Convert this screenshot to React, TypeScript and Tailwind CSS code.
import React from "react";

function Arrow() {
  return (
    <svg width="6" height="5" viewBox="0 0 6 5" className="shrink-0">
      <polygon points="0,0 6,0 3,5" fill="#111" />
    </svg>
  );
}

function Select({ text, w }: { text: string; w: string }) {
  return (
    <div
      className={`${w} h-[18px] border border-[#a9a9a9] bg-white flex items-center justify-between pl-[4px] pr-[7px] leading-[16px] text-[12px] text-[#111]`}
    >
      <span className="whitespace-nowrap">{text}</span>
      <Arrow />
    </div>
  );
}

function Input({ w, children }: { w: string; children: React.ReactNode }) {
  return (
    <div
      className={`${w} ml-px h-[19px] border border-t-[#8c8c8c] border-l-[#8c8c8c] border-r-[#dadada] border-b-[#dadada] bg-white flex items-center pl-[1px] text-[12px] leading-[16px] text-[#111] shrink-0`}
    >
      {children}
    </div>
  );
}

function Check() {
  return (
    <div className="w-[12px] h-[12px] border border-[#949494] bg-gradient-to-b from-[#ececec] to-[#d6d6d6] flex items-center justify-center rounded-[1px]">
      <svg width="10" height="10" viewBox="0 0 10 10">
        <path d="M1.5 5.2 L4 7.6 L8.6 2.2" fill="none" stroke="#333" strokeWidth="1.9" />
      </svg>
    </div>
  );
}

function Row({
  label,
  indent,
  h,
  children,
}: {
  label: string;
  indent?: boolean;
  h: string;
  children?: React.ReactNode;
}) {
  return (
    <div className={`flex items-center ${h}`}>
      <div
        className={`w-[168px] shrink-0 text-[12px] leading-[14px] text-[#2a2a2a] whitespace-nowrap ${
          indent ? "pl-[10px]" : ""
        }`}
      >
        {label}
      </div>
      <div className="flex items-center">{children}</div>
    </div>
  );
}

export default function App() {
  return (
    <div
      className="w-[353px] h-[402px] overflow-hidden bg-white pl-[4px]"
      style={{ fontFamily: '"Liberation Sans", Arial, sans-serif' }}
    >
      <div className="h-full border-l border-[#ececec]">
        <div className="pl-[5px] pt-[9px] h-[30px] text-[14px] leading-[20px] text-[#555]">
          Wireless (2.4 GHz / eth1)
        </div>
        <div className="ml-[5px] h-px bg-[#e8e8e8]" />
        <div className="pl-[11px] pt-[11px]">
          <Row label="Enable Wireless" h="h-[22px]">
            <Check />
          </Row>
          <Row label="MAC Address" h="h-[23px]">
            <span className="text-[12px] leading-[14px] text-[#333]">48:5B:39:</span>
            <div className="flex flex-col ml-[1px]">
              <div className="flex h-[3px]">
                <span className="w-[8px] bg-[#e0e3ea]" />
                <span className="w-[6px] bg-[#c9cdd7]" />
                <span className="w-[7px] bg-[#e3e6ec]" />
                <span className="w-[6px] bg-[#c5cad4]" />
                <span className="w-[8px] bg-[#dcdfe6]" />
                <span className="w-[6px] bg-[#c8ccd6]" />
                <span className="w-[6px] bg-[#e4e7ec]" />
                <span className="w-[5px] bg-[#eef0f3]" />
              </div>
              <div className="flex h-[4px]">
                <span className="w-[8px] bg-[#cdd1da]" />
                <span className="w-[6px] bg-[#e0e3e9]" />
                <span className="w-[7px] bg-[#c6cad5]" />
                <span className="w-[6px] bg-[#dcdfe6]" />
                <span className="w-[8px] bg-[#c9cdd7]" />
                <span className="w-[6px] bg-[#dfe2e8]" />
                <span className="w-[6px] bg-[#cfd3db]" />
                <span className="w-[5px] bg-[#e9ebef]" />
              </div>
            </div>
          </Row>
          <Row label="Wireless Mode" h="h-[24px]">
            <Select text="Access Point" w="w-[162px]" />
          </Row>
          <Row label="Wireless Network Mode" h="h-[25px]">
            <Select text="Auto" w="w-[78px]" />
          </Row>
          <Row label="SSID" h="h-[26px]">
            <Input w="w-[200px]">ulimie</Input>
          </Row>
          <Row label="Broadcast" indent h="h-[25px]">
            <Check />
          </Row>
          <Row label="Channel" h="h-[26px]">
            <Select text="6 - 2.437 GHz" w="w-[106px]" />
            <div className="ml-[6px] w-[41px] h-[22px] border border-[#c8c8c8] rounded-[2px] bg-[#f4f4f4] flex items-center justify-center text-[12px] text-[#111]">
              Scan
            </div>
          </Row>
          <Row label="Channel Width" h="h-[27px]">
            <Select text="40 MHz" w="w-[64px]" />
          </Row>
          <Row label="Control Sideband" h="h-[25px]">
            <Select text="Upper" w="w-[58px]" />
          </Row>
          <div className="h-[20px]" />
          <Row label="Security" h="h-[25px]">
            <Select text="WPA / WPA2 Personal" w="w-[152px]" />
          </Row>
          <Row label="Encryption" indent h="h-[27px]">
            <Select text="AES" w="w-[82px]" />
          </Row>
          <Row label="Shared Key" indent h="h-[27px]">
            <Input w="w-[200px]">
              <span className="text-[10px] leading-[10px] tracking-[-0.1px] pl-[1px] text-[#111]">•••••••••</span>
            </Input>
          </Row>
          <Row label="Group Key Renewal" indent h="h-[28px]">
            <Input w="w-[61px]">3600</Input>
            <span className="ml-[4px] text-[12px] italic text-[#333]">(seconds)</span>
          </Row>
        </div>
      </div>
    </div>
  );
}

§ GOAL OF THE EXERCISE: Return the whole listing exactly, with every line included.

§ RESPONSE TO THIS TASK:
Convert this screenshot to React, TypeScript and Tailwind CSS code.
import React from "react";

function Arrow() {
  return (
    <svg width="6" height="5" viewBox="0 0 6 5" className="shrink-0">
      <polygon points="0,0 6,0 3,5" fill="#111" />
    </svg>
  );
}

function Select({ text, w }: { text: string; w: string }) {
  return (
    <div
      className={`${w} h-[18px] border border-[#a9a9a9] bg-white flex items-center justify-between pl-[4px] pr-[7px] leading-[16px] text-[12px] text-[#111]`}
    >
      <span className="whitespace-nowrap">{text}</span>
      <Arrow />
    </div>
  );
}

function Input({ w, children }: { w: string; children: React.ReactNode }) {
  return (
    <div
      className={`${w} ml-px h-[19px] border border-t-[#8c8c8c] border-l-[#8c8c8c] border-r-[#dadada] border-b-[#dadada] bg-white flex items-center pl-[1px] text-[12px] leading-[16px] text-[#111] shrink-0`}
    >
      {children}
    </div>
  );
}

function Check() {
  return (
    <div className="w-[12px] h-[12px] border border-[#949494] bg-gradient-to-b from-[#ececec] to-[#d6d6d6] flex items-center justify-center rounded-[1px]">
      <svg width="10" height="10" viewBox="0 0 10 10">
        <path d="M1.5 5.2 L4 7.6 L8.6 2.2" fill="none" stroke="#333" strokeWidth="1.9" />
      </svg>
    </div>
  );
}

function Row({
  label,
  indent,
  h,
  children,
}: {
  label: string;
  indent?: boolean;
  h: string;
  children?: React.ReactNode;
}) {
  return (
    <div className={`flex items-center ${h}`}>
      <div
        className={`w-[168px] shrink-0 text-[12px] leading-[14px] text-[#2a2a2a] whitespace-nowrap ${
          indent ? "pl-[10px]" : ""
        }`}
      >
        {label}
      </div>
      <div className="flex items-center">{children}</div>
    </div>
  );
}

export default function App() {
  return (
    <div
      className="w-[353px] h-[402px] overflow-hidden bg-white pl-[4px]"
      style={{ fontFamily: '"Liberation Sans", Arial, sans-serif' }}
    >
      <div className="h-full border-l border-[#ececec]">
        <div className="pl-[5px] pt-[9px] h-[30px] text-[14px] leading-[20px] text-[#555]">
          Wireless (2.4 GHz / eth1)
        </div>
        <div className="ml-[5px] h-px bg-[#e8e8e8]" />
        <div className="pl-[11px] pt-[11px]">
          <Row label="Enable Wireless" h="h-[22px]">
            <Check />
          </Row>
          <Row label="MAC Address" h="h-[23px]">
            <span className="text-[12px] leading-[14px] text-[#333]">48:5B:39:</span>
            <div className="flex flex-col ml-[1px]">
              <div className="flex h-[3px]">
                <span className="w-[8px] bg-[#e0e3ea]" />
                <span className="w-[6px] bg-[#c9cdd7]" />
                <span className="w-[7px] bg-[#e3e6ec]" />
                <span className="w-[6px] bg-[#c5cad4]" />
                <span className="w-[8px] bg-[#dcdfe6]" />
                <span className="w-[6px] bg-[#c8ccd6]" />
                <span className="w-[6px] bg-[#e4e7ec]" />
                <span className="w-[5px] bg-[#eef0f3]" />
              </div>
              <div className="flex h-[4px]">
                <span className="w-[8px] bg-[#cdd1da]" />
                <span className="w-[6px] bg-[#e0e3e9]" />
                <span className="w-[7px] bg-[#c6cad5]" />
                <span className="w-[6px] bg-[#dcdfe6]" />
                <span className="w-[8px] bg-[#c9cdd7]" />
                <span className="w-[6px] bg-[#dfe2e8]" />
                <span className="w-[6px] bg-[#cfd3db]" />
                <span className="w-[5px] bg-[#e9ebef]" />
              </div>
            </div>
          </Row>
          <Row label="Wireless Mode" h="h-[24px]">
            <Select text="Access Point" w="w-[162px]" />
          </Row>
          <Row label="Wireless Network Mode" h="h-[25px]">
            <Select text="Auto" w="w-[78px]" />
          </Row>
          <Row label="SSID" h="h-[26px]">
            <Input w="w-[200px]">ulimie</Input>
          </Row>
          <Row label="Broadcast" indent h="h-[25px]">
            <Check />
          </Row>
          <Row label="Channel" h="h-[26px]">
            <Select text="6 - 2.437 GHz" w="w-[106px]" />
            <div className="ml-[6px] w-[41px] h-[22px] border border-[#c8c8c8] rounded-[2px] bg-[#f4f4f4] flex items-center justify-center text-[12px] text-[#111]">
              Scan
            </div>
          </Row>
          <Row label="Channel Width" h="h-[27px]">
            <Select text="40 MHz" w="w-[64px]" />
          </Row>
          <Row label="Control Sideband" h="h-[25px]">
            <Select text="Upper" w="w-[58px]" />
          </Row>
          <div className="h-[20px]" />
          <Row label="Security" h="h-[25px]">
            <Select text="WPA / WPA2 Personal" w="w-[152px]" />
          </Row>
          <Row label="Encryption" indent h="h-[27px]">
            <Select text="AES" w="w-[82px]" />
          </Row>
          <Row label="Shared Key" indent h="h-[27px]">
            <Input w="w-[200px]">
              <span className="text-[10px] leading-[10px] tracking-[-0.1px] pl-[1px] text-[#111]">•••••••••</span>
            </Input>
          </Row>
          <Row label="Group Key Renewal" indent h="h-[28px]">
            <Input w="w-[61px]">3600</Input>
            <span className="ml-[4px] text-[12px] italic text-[#333]">(seconds)</span>
          </Row>
        </div>
      </div>
    </div>
  );
}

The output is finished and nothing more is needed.